Storage Backend Down¶

      - alert: StorageBackendNoActivity
        expr: |
          (time() - max by (backend) (terralist_storage_operations_total)) > 3600
        for: 5m
        labels:
          severity: warning
        annotations:
          summary: "No storage activity on {{ $labels.backend }} for over 1 hour"
          description: "Storage backend {{ $labels.backend }} may be unreachable or experiencing issues"

HTTP and API Alerts¶

High HTTP Error Rate¶

  - name: terralist_http
    rules:
      - alert: HighHTTPErrorRate
        expr: |
          (
            sum(rate(terralist_http_requests_total{status=~"5.."}[5m]))
            /
            sum(rate(terralist_http_requests_total[5m]))
          ) > 0.05
        for: 5m
        labels:
          severity: critical
        annotations:
          summary: "High HTTP 5xx error rate ({{ $value | humanizePercentage }})"
          description: "More than 5% of requests returning 5xx errors"

      - alert: HighHTTPClientErrorRate
        expr: |
          (
            sum(rate(terralist_http_requests_total{status=~"4.."}[5m]))
            /
            sum(rate(terralist_http_requests_total[5m]))
          ) > 0.20
        for: 10m
        labels:
          severity: warning
        annotations:
          summary: "High HTTP 4xx error rate ({{ $value | humanizePercentage }})"
          description: "More than 20% of requests returning 4xx errors, check authentication"

Slow HTTP Responses¶

      - alert: SlowHTTPResponses
        expr: |
          histogram_quantile(0.95,
            sum by (le, path) (rate(terralist_http_request_duration_seconds_bucket[5m]))
          ) > 5
        for: 10m
        labels:
          severity: warning
        annotations:
          summary: "Slow responses on {{ $labels.path }} (P95: {{ $value | humanizeDuration }})"
          description: "API endpoint {{ $labels.path }} responding slowly"

Database Alerts¶

Connection Pool Exhaustion¶

  - name: terralist_database
    rules:
      - alert: DatabaseConnectionPoolNearLimit
        expr: |
          (terralist_database_connections_in_use / terralist_database_connections_active) > 0.8
        for: 5m
        labels:
          severity: warning
        annotations:
          summary: "Database connection pool {{ $value | humanizePercentage }} utilized"
          description: "Connection pool usage above 80%, consider increasing pool size"
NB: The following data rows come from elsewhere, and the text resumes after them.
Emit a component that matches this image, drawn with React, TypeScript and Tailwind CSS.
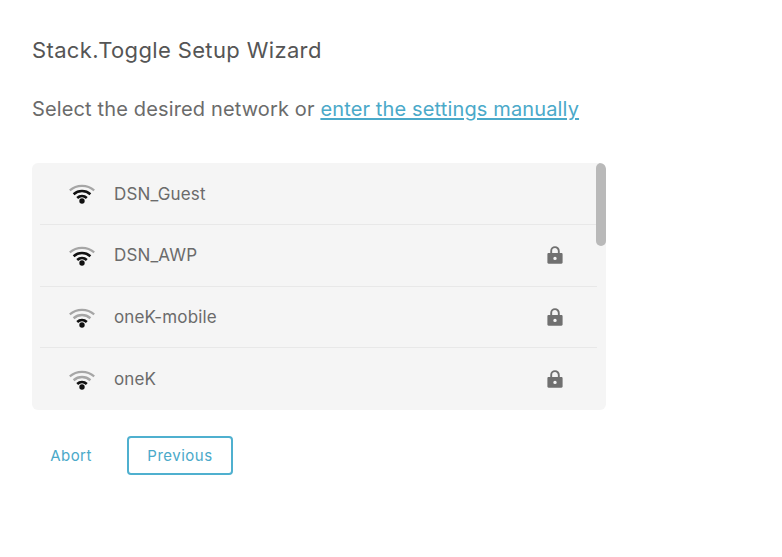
const networks = [
  { name: "DSN_Guest", secure: false, strength: 3 },
  { name: "DSN_AWP", secure: true, strength: 3 },
  { name: "oneK-mobile", secure: true, strength: 2 },
  { name: "oneK", secure: true, strength: 2 },
];

function WifiIcon({ strength }: { strength: number }) {
  return (
    <svg width="26" height="20" viewBox="0 0 26 20" fill="none" strokeLinecap="butt">
      <path d="M.8 6.4C7.6.4 18.4.4 25.2 6.4" stroke="#a6a6a6" strokeWidth="2.2" />
      <path d="M4.6 10.2C9.4 6 16.6 6 21.4 10.2" stroke={strength > 2 ? "#111111" : "#a6a6a6"} strokeWidth="2.5" />
      <path d="M8.2 13.9C11 11.4 15 11.4 17.8 13.9" stroke="#111111" strokeWidth="2.7" />
      <circle cx="13" cy="17" r="2.7" fill="#111111" />
    </svg>
  );
}

function LockIcon() {
  return (
    <svg className="-translate-y-px" width="18" height="20" viewBox="0 0 18 20" fill="none">
      <path d="M5.2 9V5.9a3.8 3.8 0 0 1 7.6 0V9" stroke="#707070" strokeWidth="1.9" />
      <path
        fillRule="evenodd"
        d="M2.6 8h12.8c.7 0 1.2.5 1.2 1.2v8.4c0 .7-.5 1.2-1.2 1.2H2.6c-.7 0-1.2-.5-1.2-1.2V9.200c0-.7.5-1.2 1.2-1.2ZM9 11.700a1.700 1.700 0 1 0 0 3.400 1.700 1.700 0 0 0 0-3.400Z"
        fill="#707070"
      />
    </svg>
  );
}

export default function App() {
  return (
    <div className="h-[557px] w-[782px] overflow-hidden bg-white pl-8 pt-[37px] font-['Inter',sans-serif]">
      <h1 className="text-[22px] font-normal leading-[26px] tracking-[0.36px] text-[#555555]">
        Stack.Toggle Setup Wizard
      </h1>
      <p className="mt-[33px] text-[20px] leading-[26px] tracking-[0.14px] text-[#6b6b6b]">
        Select the desired network or{" "}
        <a className="text-[#4aa9c9] underline underline-offset-2">enter the settings manually</a>
      </p>

      {/* network list */}
      <div className="relative mt-[41px] w-[574px] overflow-hidden rounded-md bg-[#f5f5f5] pl-2 pr-[9px]">
        {networks.map((n, i) => (
          <div
            key={n.name}
            className={`flex h-[61.75px] items-center pl-[29px] pr-[33px] pt-[2px] ${
              i < networks.length - 1 ? "border-b border-[#e8e8e8]" : ""
            }`}
          >
            <WifiIcon strength={n.strength} />
            <span className="ml-[19px] flex-1 text-[17px] tracking-[0.15px] text-[#6b6b6b]">
              {n.name}
            </span>
            {n.secure && <LockIcon />}
          </div>
        ))}
        <div className="absolute right-0 top-0 h-[83px] w-[10px] rounded-md bg-[#b9b9b9]" />
      </div>

      <div className="mt-[26px] flex items-center">
        <button type="button" className="ml-[18px] w-[42px] pt-px text-[15px] tracking-[0.45px] text-[#4aa9c9]">
          Abort
        </button>
        <button
          type="button"
          className="ml-[35px] h-[39px] w-[106px] rounded border-2 border-[#4fb0cf] pt-px text-[15px] tracking-[0.5px] text-[#4aa9c9]"
        >
          Previous
        </button>
      </div>
    </div>
  );
}
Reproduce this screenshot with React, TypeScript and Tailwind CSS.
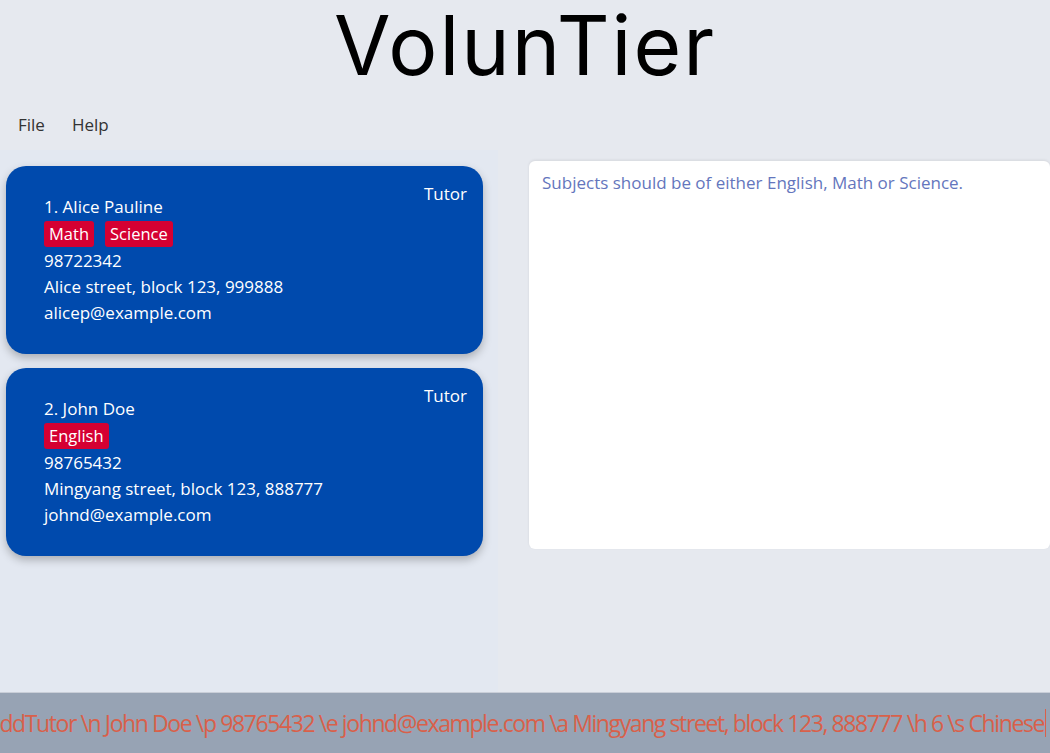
const persons = [
  {
    name: '1. Alice Pauline',
    tags: ['Math', 'Science'],
    phone: '98722342',
    address: 'Alice street, block 123, 999888',
    email: 'alicep@example.com',
  },
  {
    name: '2. John Doe',
    tags: ['English'],
    phone: '98765432',
    address: 'Mingyang street, block 123, 888777',
    email: 'johnd@example.com',
  },
];

function PersonCard({ p }: { p: (typeof persons)[number] }) {
  return (
    <div className="relative h-[188px] rounded-[20px] bg-[#004aad] pl-[38px] pt-[28px] text-[17px] leading-[26px] text-white shadow-[0_4px_8px_rgba(0,0,0,0.25)]">
      <span className="absolute right-4 top-[15px]">Tutor</span>
      <div>{p.name}</div>
      <div className="flex gap-[11px] py-px">
        {p.tags.map((t) => (
          <span key={t} className="rounded-[3px] bg-[#d50032] px-[5px] text-[16.5px] leading-[26px]">
            {t}
          </span>
        ))}
      </div>
      <div>{p.phone}</div>
      <div>{p.address}</div>
      <div>{p.email}</div>
    </div>
  );
}

export default function App() {
  return (
    <div className="flex h-[753px] w-[1050px] flex-col overflow-hidden bg-[#e6e9ef] font-['Open_Sans',sans-serif]">
      <header className="flex h-[100px] justify-center pt-[2px]">
        <h1 className="font-['Inter',sans-serif] text-[82px] leading-[88px] tracking-[2px] text-black">
          VolunTier
        </h1>
      </header>

      <nav className="flex h-[50px] items-center gap-[27px] px-[18px] text-[17px] text-[#333]">
        <span>File</span>
        <span>Help</span>
      </nav>

      <main className="flex flex-1">
        <section className="flex w-[498px] flex-col gap-[14px] bg-[#e3e8f1] pl-[6px] pr-[15px] pt-4">
          {persons.map((p) => (
            <PersonCard key={p.name} p={p} />
          ))}
        </section>
        <section className="flex-1 pl-[31px] pt-[11px]">
          <div className="h-[388px] rounded-md bg-white px-[13px] pt-[9px] text-[17px] text-[#6476bd] shadow-[0_-1px_3px_rgba(0,0,0,0.08)]">
            Subjects should be of either English, Math or Science.
          </div>
        </section>
      </main>

      <footer className="flex h-[61px] items-center justify-end overflow-hidden border-t border-[#c9ced8] bg-[#97a3b4] pr-[4px]">
        <span className="whitespace-nowrap text-[23px] tracking-[-1.4px] text-[#d9604a]">
          addTutor \n John Doe \p 98765432 \e johnd@example.com \a Mingyang street, block 123, 888777 \h 6 \s Chinese
        </span>
        <span className="ml-px h-[28px] w-px shrink-0 bg-[#d9604a]" />
      </footer>
    </div>
  );
}
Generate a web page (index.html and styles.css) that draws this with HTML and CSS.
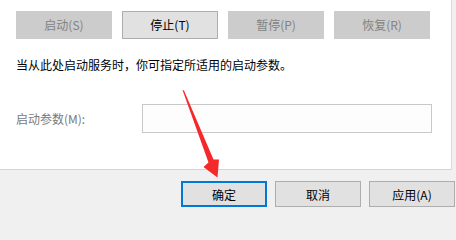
FILE: index.html
```html
<!DOCTYPE html>
<html lang="zh-CN">
<head>
<meta charset="utf-8">
<link rel="stylesheet" href="styles.css">
</head>
<body>
<div class="dialog">
  <div class="panel">
    <div class="svc-buttons">
      <button class="btn btn-disabled">启动(S)</button>
      <button class="btn">停止(T)</button>
      <button class="btn btn-disabled">暂停(P)</button>
      <button class="btn btn-disabled">恢复(R)</button>
    </div>
    <p class="hint">当从此处启动服务时，你可指定所适用的启动参数。</p>
    <div class="param-row">
      <span class="param-label">启动参数(M):</span>
      <div class="param-input"></div>
    </div>
  </div>
  <div class="footer">
    <button class="fbtn fbtn-default">确定</button>
    <button class="fbtn">取消</button>
    <button class="fbtn">应用(A)</button>
  </div>
  <svg class="arrow" width="456" height="213" viewBox="0 0 456 213">
    <polygon points="182.5,90 184,90.5 213.5,159.5 219,159.5 217.5,177.5 203.5,167 208.5,162.5" fill="#f5282a"/>
  </svg>
</div>
</body>
</html>
```

FILE: styles.css
```css
html, body {
  margin: 0;
  padding: 0;
}
body {
  width: 456px;
  height: 213px;
  overflow: hidden;
  background: #f0f0f0;
  font-family: "Noto Sans CJK SC", "Microsoft YaHei", sans-serif;
  font-size: 12px;
}
.dialog {
  position: relative;
  width: 456px;
  height: 213px;
}
.panel {
  box-sizing: border-box;
  width: 452px;
  height: 170px;
  background: #ffffff;
  border-right: 1px solid #dadada;
  border-bottom: 1px solid #d4d4d4;
  padding: 11px 0 0 16px;
}
.svc-buttons {
  display: flex;
  gap: 10px;
}
.btn {
  box-sizing: border-box;
  width: 96px;
  height: 28px;
  margin: 0;
  padding: 0;
  background: #e1e1e1;
  border: 1px solid #adadad;
  color: #000;
  font-family: inherit;
  font-size: 12px;
  line-height: 26px;
}
.btn-disabled {
  background: #cccccc;
  border-color: #cccccc;
  color: #838383;
}
.hint {
  margin: 18px 0 0 0;
  line-height: 16px;
  color: #000;
}
.param-row {
  display: flex;
  align-items: center;
  margin-top: 31px;
}
.param-label {
  width: 126px;
  color: #7a7a7a;
  line-height: 16px;
}
.param-input {
  box-sizing: border-box;
  width: 290px;
  height: 29px;
  border: 1px solid #c9c9c9;
  background: #fdfdfd;
}
.footer {
  display: flex;
  justify-content: flex-end;
  gap: 8px;
  padding: 11px 1px 0 0;
}
.fbtn {
  box-sizing: border-box;
  width: 86px;
  height: 26px;
  margin: 0;
  padding: 0;
  background: #e1e1e1;
  border: 1px solid #adadad;
  color: #000;
  font-family: inherit;
  font-size: 12px;
}
.fbtn-default {
  border: 2px solid #0078d7;
}
.arrow {
  position: absolute;
  left: 0;
  top: 0;
  pointer-events: none;
}
```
      - alert: DatabaseConnectionPoolExhausted
        expr: |
          (terralist_database_connections_in_use / terralist_database_connections_active) > 0.95
        for: 2m
        labels:
          severity: critical
        annotations:
          summary: "Database connection pool nearly exhausted ({{ $value | humanizePercentage }})"
          description: "Immediate action required - connection pool at capacity"

High Connection Wait Times¶

      - alert: HighDatabaseConnectionWaitTime
        expr: |
          rate(terralist_database_connections_wait_duration_seconds_total[5m])
          /
          rate(terralist_database_connections_wait_count_total[5m])
          > 0.5
        for: 10m
        labels:
          severity: warning
        annotations:
          summary: "High database connection wait time ({{ $value | humanizeDuration }} avg)"
          description: "Applications waiting too long for database connections"

System Health Alerts¶

Service Down¶

  - name: terralist_health
    rules:
      - alert: TerraListDown
        expr: up{job="terralist"} == 0
        for: 2m
        labels:
          severity: critical
        annotations:
          summary: "Terralist service is down"
          description: "Terralist instance unreachable for 2 minutes"

High Error Count¶

      - alert: HighApplicationErrorCount
        expr: |
          increase(terralist_errors_total[5m]) > 50
        for: 5m
        labels:
          severity: warning
        annotations:
          summary: "High application error count ({{ $value }} in 5m)"
          description: "Application experiencing elevated error rates"